— begin DATA ROWS —

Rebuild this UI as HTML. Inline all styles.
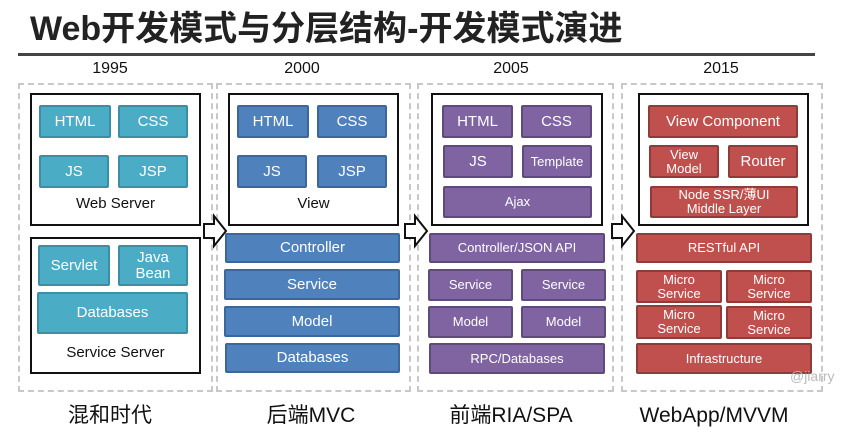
<!DOCTYPE html>
<html><head><meta charset="utf-8"><style>
*{margin:0;padding:0;box-sizing:border-box}
body{width:864px;height:432px;background:#fff;position:relative;overflow:hidden;font-family:"Liberation Sans","Noto Sans CJK SC",sans-serif}
.a{position:absolute}
.t{font-weight:bold;font-size:34px;left:30px;top:1px;color:#222;letter-spacing:0px;white-space:nowrap}
.line{left:18px;top:53px;width:797px;height:3px;background:#444}
.yr{font-size:16px;color:#111;width:120px;text-align:center;top:60px}
.dash{border:2px dashed #c8c8c8;top:83px;height:309px}
.box{border:2px solid #111;background:#fff}
.b{position:absolute;color:#fff;display:flex;align-items:center;justify-content:center;text-align:center;font-size:15px;line-height:1.05;border-radius:2px}
.c1{background:#4bacc6;border:2px solid #3b8ea6}
.c2{background:#4f81bd;border:2px solid #3c679b}
.c3{background:#8064a2;border:2px solid #5e4a7d}
.c4{background:#c0504d;border:2px solid #8f3b39}
.s{font-size:13px}
.lab{font-size:15px;color:#111;text-align:center}
.bl{font-size:21px;color:#111;top:401px;width:200px;text-align:center;line-height:30px}
</style></head><body>
<div class="a t">Web开发模式与分层结构-开发模式演进</div>
<div class="a line"></div>
<div class="a yr" style="left:50px">1995</div>
<div class="a yr" style="left:242px">2000</div>
<div class="a yr" style="left:451px">2005</div>
<div class="a yr" style="left:661px">2015</div>

<div class="a dash" style="left:18px;width:195px"></div>
<div class="a dash" style="left:216px;width:195px"></div>
<div class="a dash" style="left:417px;width:197px"></div>
<div class="a dash" style="left:621px;width:202px"></div>

<!-- col1 -->
<div class="a box" style="left:30px;top:93px;width:171px;height:133px"></div>
<div class="b c1" style="left:39px;top:105px;width:72px;height:33px">HTML</div>
<div class="b c1" style="left:118px;top:105px;width:70px;height:33px">CSS</div>
<div class="b c1" style="left:39px;top:155px;width:70px;height:33px">JS</div>
<div class="b c1" style="left:118px;top:155px;width:70px;height:33px">JSP</div>
<div class="a lab" style="left:30px;top:195px;width:171px">Web Server</div>
<div class="a box" style="left:30px;top:237px;width:171px;height:137px"></div>
<div class="b c1" style="left:38px;top:245px;width:72px;height:41px">Servlet</div>
<div class="b c1" style="left:118px;top:245px;width:70px;height:41px">Java<br>Bean</div>
<div class="b c1" style="left:37px;top:292px;width:151px;height:42px">Databases</div>
<div class="a lab" style="left:30px;top:344px;width:171px">Service Server</div>

<!-- col2 -->
<div class="a box" style="left:228px;top:93px;width:171px;height:133px"></div>
<div class="b c2" style="left:237px;top:105px;width:72px;height:33px">HTML</div>
<div class="b c2" style="left:317px;top:105px;width:70px;height:33px">CSS</div>
<div class="b c2" style="left:237px;top:155px;width:70px;height:33px">JS</div>
<div class="b c2" style="left:317px;top:155px;width:70px;height:33px">JSP</div>
<div class="a lab" style="left:228px;top:195px;width:171px">View</div>
<div class="b c2" style="left:225px;top:233px;width:175px;height:30px">Controller</div>
<div class="b c2" style="left:224px;top:269px;width:176px;height:31px">Service</div>
<div class="b c2" style="left:224px;top:306px;width:176px;height:31px">Model</div>
<div class="b c2" style="left:225px;top:343px;width:175px;height:30px">Databases</div>

<!-- col3 -->
<div class="a box" style="left:431px;top:93px;width:172px;height:133px"></div>
<div class="b c3" style="left:442px;top:105px;width:71px;height:33px">HTML</div>
<div class="b c3" style="left:521px;top:105px;width:71px;height:33px">CSS</div>
<div class="b c3" style="left:443px;top:145px;width:70px;height:33px">JS</div>
<div class="b c3 s" style="left:522px;top:145px;width:70px;height:33px">Template</div>
<div class="b c3 s" style="left:443px;top:186px;width:149px;height:32px">Ajax</div>
<div class="b c3 s" style="left:429px;top:233px;width:176px;height:30px">Controller/JSON API</div>
<div class="b c3 s" style="left:428px;top:269px;width:85px;height:32px">Service</div>
<div class="b c3 s" style="left:521px;top:269px;width:85px;height:32px">Service</div>
<div class="b c3 s" style="left:428px;top:306px;width:85px;height:32px">Model</div>
<div class="b c3 s" style="left:521px;top:306px;width:85px;height:32px">Model</div>
<div class="b c3 s" style="left:429px;top:343px;width:176px;height:31px">RPC/Databases</div>

<!-- col4 -->
<div class="a box" style="left:638px;top:93px;width:171px;height:133px"></div>
<div class="b c4" style="left:648px;top:105px;width:150px;height:33px;font-size:15px">View Component</div>
<div class="b c4 s" style="left:649px;top:145px;width:70px;height:33px">View<br>Model</div>
<div class="b c4" style="left:728px;top:145px;width:70px;height:33px;font-size:15px">Router</div>
<div class="b c4 s" style="left:650px;top:186px;width:148px;height:32px">Node SSR/薄UI<br>Middle Layer</div>
<div class="b c4 s" style="left:636px;top:233px;width:176px;height:30px">RESTful API</div>
<div class="b c4 s" style="left:636px;top:270px;width:86px;height:33px">Micro<br>Service</div>
<div class="b c4 s" style="left:726px;top:270px;width:86px;height:33px">Micro<br>Service</div>
<div class="b c4 s" style="left:636px;top:305px;width:86px;height:34px">Micro<br>Service</div>
<div class="b c4 s" style="left:726px;top:306px;width:86px;height:33px">Micro<br>Service</div>
<div class="b c4 s" style="left:636px;top:343px;width:176px;height:31px">Infrastructure</div>

<!-- arrows -->
<svg class="a" style="left:0;top:0" width="864" height="432">
<g fill="#fff" stroke="#111" stroke-width="2">
<path d="M204 224 H214 V216 L226 231 L214 246 V238 H204 Z"/>
<path d="M405 224 H415 V216 L427 231 L415 246 V238 H405 Z"/>
<path d="M612 224 H622 V216 L634 231 L622 246 V238 H612 Z"/>
</g>
</svg>

<div class="a bl" style="left:10px">混和时代</div>
<div class="a bl" style="left:211px">后端MVC</div>
<div class="a bl" style="left:411px">前端RIA/SPA</div>
<div class="a bl" style="left:614px">WebApp/MVVM</div>
<div class="a" style="left:790px;top:368px;font-size:14px;color:#bbb">@jiarry</div>
</body></html>
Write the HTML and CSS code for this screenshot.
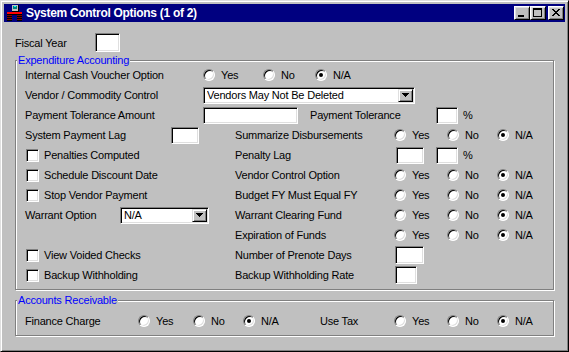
FILE: index.html
```html
<!DOCTYPE html>
<html>
<head>
<meta charset="utf-8">
<link rel="stylesheet" href="styles.css">
</head>
<body>
<div class="window">
  <div class="titlebar">
    <svg class="app-icon" width="16" height="16" viewBox="0 0 16 16">
      <rect x="6" y="0" width="7" height="7" fill="#000"/>
      <rect x="6" y="0" width="6" height="6" fill="#c0c0c0"/>
      <rect x="7" y="1" width="4" height="3" fill="#008080"/>
      <rect x="8" y="1" width="2" height="1" fill="#00ffff"/>
      <rect x="1" y="7" width="15" height="2" fill="#ff0000"/>
      <rect x="1" y="9" width="15" height="1" fill="#000"/>
      <rect x="1" y="10" width="5" height="6" fill="#800000"/>
      <rect x="1" y="11" width="5" height="1" fill="#000"/>
      <rect x="1" y="13" width="5" height="1" fill="#000"/>
      <rect x="1" y="15" width="5" height="1" fill="#000"/>
      <rect x="11" y="10" width="5" height="6" fill="#800000"/>
      <rect x="11" y="11" width="5" height="1" fill="#000"/>
      <rect x="11" y="13" width="5" height="1" fill="#000"/>
      <rect x="11" y="15" width="5" height="1" fill="#000"/>
    </svg>
    <span class="title">System Control Options (1 of 2)</span>
    <div class="tb-buttons">
      <span class="tb-btn"><svg width="14" height="12" viewBox="0 0 14 12"><rect x="3" y="8" width="6" height="2" fill="#000"/></svg></span>
      <span class="tb-btn"><svg width="14" height="12" viewBox="0 0 14 12"><path d="M2 1h9v2h-9z M2 1h1v9h-1z M10 1h1v9h-1z M2 9h9v1h-9z" fill="#000"/></svg></span>
      <span class="tb-btn close"><svg width="14" height="12" viewBox="0 0 14 12"><path d="M3 2h2v1h-2z M9 2h2v1h-2z M4 3h2v1h-2z M8 3h2v1h-2z M5 4h4v1h-4z M6 5h2v1h-2z M5 6h4v1h-4z M4 7h2v1h-2z M8 7h2v1h-2z M3 8h2v1h-2z M9 8h2v1h-2z" fill="#000"/></svg></span>
    </div>
  </div>

  <div class="content">
    <div class="row fiscal">
      <span class="lbl w80">Fiscal Year</span>
      <span class="field fy"></span>
    </div>

    <div class="group g1">
      <div class="gtitle">Expenditure Accounting</div>

      <div class="row">
        <span class="lbl w178">Internal Cash Voucher Option</span>
        <span class="opt w60"><span class="radio"></span>Yes</span>
        <span class="opt w52"><span class="radio"></span>No</span>
        <span class="opt"><span class="radio on"></span>N/A</span>
      </div>

      <div class="row">
        <span class="lbl w178">Vendor / Commodity Control</span>
        <span class="select vendor"><span class="sel-text">Vendors May Not Be Deleted</span><span class="dd-btn"><svg width="7" height="4" viewBox="0 0 7 4"><path d="M0 0h7v1h-1v1h-1v1h-1v1h-1v-1h-1v-1h-1v-1h-1z" fill="#000"/></svg></span></span>
      </div>

      <div class="row">
        <span class="lbl w178">Payment Tolerance Amount</span>
        <span class="field amount"></span>
        <span class="lbl tol">Payment Tolerance</span>
        <span class="field pct"></span>
        <span class="pctsign">%</span>
      </div>

      <div class="row">
        <div class="left">
          <span class="lbl w146">System Payment Lag</span>
          <span class="field lag"></span>
        </div>
        <span class="lbl w159">Summarize Disbursements</span>
        <span class="opt w53"><span class="radio"></span>Yes</span>
        <span class="opt w50"><span class="radio"></span>No</span>
        <span class="opt"><span class="radio on"></span>N/A</span>
      </div>

      <div class="row">
        <div class="left">
          <span class="cb"></span><span class="cb-lbl">Penalties Computed</span>
        </div>
        <span class="lbl w159">Penalty Lag</span>
        <span class="field plag"></span>
        <span class="field pct2"></span>
        <span class="pctsign">%</span>
      </div>

      <div class="row">
        <div class="left">
          <span class="cb"></span><span class="cb-lbl">Schedule Discount Date</span>
        </div>
        <span class="lbl w159">Vendor Control Option</span>
        <span class="opt w53"><span class="radio"></span>Yes</span>
        <span class="opt w50"><span class="radio"></span>No</span>
        <span class="opt"><span class="radio on"></span>N/A</span>
      </div>

      <div class="row">
        <div class="left">
          <span class="cb"></span><span class="cb-lbl">Stop Vendor Payment</span>
        </div>
        <span class="lbl w159">Budget FY Must Equal FY</span>
        <span class="opt w53"><span class="radio"></span>Yes</span>
        <span class="opt w50"><span class="radio"></span>No</span>
        <span class="opt"><span class="radio on"></span>N/A</span>
      </div>

      <div class="row">
        <div class="left">
          <span class="lbl w95">Warrant Option</span>
          <span class="select warrant"><span class="sel-text">N/A</span><span class="dd-btn"><svg width="7" height="4" viewBox="0 0 7 4"><path d="M0 0h7v1h-1v1h-1v1h-1v1h-1v-1h-1v-1h-1v-1h-1z" fill="#000"/></svg></span></span>
        </div>
        <span class="lbl w159">Warrant Clearing Fund</span>
        <span class="opt w53"><span class="radio"></span>Yes</span>
        <span class="opt w50"><span class="radio"></span>No</span>
        <span class="opt"><span class="radio on"></span>N/A</span>
      </div>

      <div class="row">
        <div class="left"></div>
        <span class="lbl w159">Expiration of Funds</span>
        <span class="opt w53"><span class="radio"></span>Yes</span>
        <span class="opt w50"><span class="radio"></span>No</span>
        <span class="opt"><span class="radio on"></span>N/A</span>
      </div>

      <div class="row">
        <div class="left">
          <span class="cb"></span><span class="cb-lbl">View Voided Checks</span>
        </div>
        <span class="lbl w159">Number of Prenote Days</span>
        <span class="field days"></span>
      </div>

      <div class="row">
        <div class="left">
          <span class="cb"></span><span class="cb-lbl">Backup Withholding</span>
        </div>
        <span class="lbl w159">Backup Withholding Rate</span>
        <span class="field rate"></span>
      </div>
    </div>

    <div class="group g2">
      <div class="gtitle">Accounts Receivable</div>
      <div class="row">
        <span class="lbl w113">Finance Charge</span>
        <span class="opt w55"><span class="radio"></span>Yes</span>
        <span class="opt w50"><span class="radio"></span>No</span>
        <span class="opt w77"><span class="radio on"></span>N/A</span>
        <span class="lbl w74">Use Tax</span>
        <span class="opt w53"><span class="radio"></span>Yes</span>
        <span class="opt w50"><span class="radio"></span>No</span>
        <span class="opt"><span class="radio on"></span>N/A</span>
      </div>
    </div>
  </div>
</div>
</body>
</html>
```

FILE: styles.css
```css
* { box-sizing: border-box; }

body {
  margin: 0;
  font-family: "Liberation Sans", Arial, sans-serif;
  font-size: 11px;
  letter-spacing: -0.2px;
  color: #000;
  background: #c0c0c0;
}

.window {
  width: 569px;
  height: 352px;
  background: #c0c0c0;
  border: 1px solid;
  border-color: #dfdfdf #000 #000 #dfdfdf;
  box-shadow: inset 1px 1px 0 #fff, inset -1px -1px 0 #808080;
  padding: 3px;
}

.titlebar {
  height: 18px;
  background: #000080;
  color: #fff;
  display: flex;
  align-items: center;
  padding: 0 1px 0 2px;
}

.app-icon { flex: none; margin-right: 4px; }

.title {
  flex: 1;
  font-weight: bold;
  font-size: 12px;
  letter-spacing: -0.3px;
  white-space: nowrap;
}

.tb-buttons { display: flex; }

.tb-btn {
  width: 16px;
  height: 14px;
  background: #c0c0c0;
  border: 1px solid;
  border-color: #fff #000 #000 #fff;
  box-shadow: inset 1px 1px 0 #dfdfdf, inset -1px -1px 0 #808080;
  display: flex;
}
.tb-btn svg { display: block; }
.tb-btn.close { margin-left: 2px; }

.content { padding: 11px 0 0 11px; }

.row {
  display: flex;
  align-items: center;
  height: 20px;
  white-space: nowrap;
}

.fiscal { height: 19px; margin-bottom: 8px; }

.lbl { flex: none; }
.w80 { width: 80px; }
.w74 { width: 74px; }
.w95 { width: 95px; }
.w113 { width: 113px; }
.w146 { width: 146px; }
.w159 { width: 159px; }
.w178 { width: 178px; }

.field {
  display: block;
  flex: none;
  height: 17px;
  background: #fff;
  border: 1px solid;
  border-color: #808080 #fff #fff #808080;
  box-shadow: inset 1px 1px 0 #000, inset -1px -1px 0 #dfdfdf;
}
.fy { width: 25px; height: 19px; }
.amount { width: 95px; }
.tol { margin-left: 12px; width: 126px; }
.pct { width: 22px; }
.pctsign { margin-left: 5px; }
.lag { width: 28px; }
.plag { width: 28px; margin-left: 2px; }
.pct2 { width: 22px; margin-left: 12px; }
.days { width: 29px; height: 18px; margin-left: 1px; }
.rate { width: 22px; height: 18px; margin-left: 1px; }

.group {
  width: 539px;
  border: 1px solid #808080;
  box-shadow: inset 1px 1px 0 #fff, 1px 1px 0 #fff;
  padding: 0 0 4px 9px;
}

.gtitle {
  width: max-content;
  height: 13px;
  line-height: 13px;
  color: #0000ff;
  background: #c0c0c0;
  padding: 0 1px;
  margin: -7px 0 -2px -8px;
  white-space: nowrap;
}

.g2 { margin-top: 10px; }
.g2 .gtitle { margin-bottom: 4px; }

.left {
  width: 210px;
  flex: none;
  display: flex;
  align-items: center;
}

.opt {
  display: flex;
  align-items: center;
  gap: 6px;
  flex: none;
}
.w50 { width: 50px; }
.w52 { width: 52px; }
.w53 { width: 53px; }
.w55 { width: 55px; }
.w60 { width: 60px; }
.w77 { width: 77px; }

.radio {
  position: relative;
  flex: none;
  width: 12px;
  height: 12px;
  border-radius: 50%;
  background: #fff;
  border: 1px solid;
  border-color: #808080 #fff #fff #808080;
  box-shadow: inset 1px 1px 0 #000, inset -1px -1px 0 #dfdfdf;
}
.radio.on::after {
  content: "";
  position: absolute;
  left: 3px;
  top: 3px;
  width: 4px;
  height: 4px;
  border-radius: 50%;
  background: #000;
}

.cb {
  flex: none;
  width: 13px;
  height: 13px;
  margin-left: 1px;
  background: #fff;
  border: 1px solid;
  border-color: #808080 #fff #fff #808080;
  box-shadow: inset 1px 1px 0 #000, inset -1px -1px 0 #dfdfdf;
}
.cb-lbl { margin-left: 5px; }

.select {
  display: flex;
  align-items: center;
  flex: none;
  height: 17px;
  padding: 1px 1px 1px 3px;
  background: #fff;
  border: 1px solid;
  border-color: #808080 #fff #fff #808080;
  box-shadow: inset 1px 1px 0 #000, inset -1px -1px 0 #dfdfdf;
}
.vendor { width: 212px; }
.warrant { width: 89px; }
.sel-text { flex: 1; overflow: hidden; }

.dd-btn {
  flex: none;
  width: 15px;
  height: 13px;
  background: #c0c0c0;
  border: 1px solid;
  border-color: #dfdfdf #000 #000 #dfdfdf;
  box-shadow: inset 1px 1px 0 #fff, inset -1px -1px 0 #808080;
  display: flex;
  align-items: center;
  justify-content: center;
}
.dd-btn svg { display: block; }
```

— end DATA ROWS —

• _SHORT PROBLEM_
List every line above containing the word "this".

• _SOLVED PROBLEM_
Rebuild this UI as HTML. Inline all styles.
Write the HTML and CSS code for this screenshot.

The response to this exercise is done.